Leadership and continuity

I’ve been by turns amused and horrified by discussions recently of the proposed WeWork floatation, and the apparent hubris running through it. WeWork runs co-working spaces with the kind of perks and atmosphere attractive to many tech workers, and I was first alerted to the craziness of the $47bn floatation by an incredulous piece in The Verge, entitled “WeWork isn’t a tech company; it’s a soap opera”. It’s well worth reading the whole (profanity-sprinkled) piece.

Much, but by no means all, of the concern was centred on the near-total power of—and questionable decisions for—its CEO and co-founder, Adam Neumann. Once some of the dangers inherent in the floatation were recognised, the floatation was pulled and there is a now second run at it, as The Guardian now explains:

Now comes a plan to get the show back on the road, courtesy of 30% shareholder, Softbank: ditch Adam Neumann as chief executive.

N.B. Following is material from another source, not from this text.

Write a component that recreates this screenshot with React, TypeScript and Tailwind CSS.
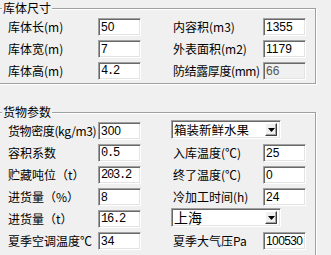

What caught my attention in that piece was the recognition that though this CEO may be singularly problematic, he has also been singularly central to WeWork’s success to date:

But, assuming Neumann can be pushed out, what then? In the shoes of would-be outsiders, you would surely want to be convinced that the company would not fall apart without its buccaneering pioneer. It is, after all, hard to see what, apart from Neumann’s undoubted ability to charm the likes of SoftBank boss Masayoshi Son, has fuelled We to this point. The company remains heavily loss-making and operates in the dull world of bricks and mortar.

Most companies I’ve worked with have been undergoing a significant change, and often that change has been driven by a dertermined and—inevitably—charismatic leader. They are someone who must stir their team and their board peers to go through a period of pain to achieve some greater promised goal. There is much faith in and support for that leader.

But major change takes time, and sometimes that leader leaves before the change is complete and embedded. When this happens, what comes next depends on the past actions of that leader.

If that person allowed a “cult” or, let’s be more generous, a culture and process to be heavily dependent on them, the change will typically fall apart. Their team members will no longer be motivated, because the motivation came from outside themselves and is now gone. The board or owners will not believe or understand the approach of the now-departed leader and so be unable or unwilling to appoint a successor who continues their work. In the face of stalled and reversed change, the few who did really believe in it tend to leave, too, as they seek the greater promised goal elsewhere.

But it doesn’t have to be like that. A leader who continually listens, communicates and educates will leave behind a different legacy. If they work to ensure their team members really understand and believe the actions they need to take, then those people will be able to continue without their leader. If the leader helps their senior peers and board members to similarly understand and believe in their work then those senior peers and board members will be motivated to find a replacement who builds on their initial work.

Listening, communicating and educating ensures those in and around the leader to understand, internalise and willingly advance the agenda. It allows the work to continue even after they leave.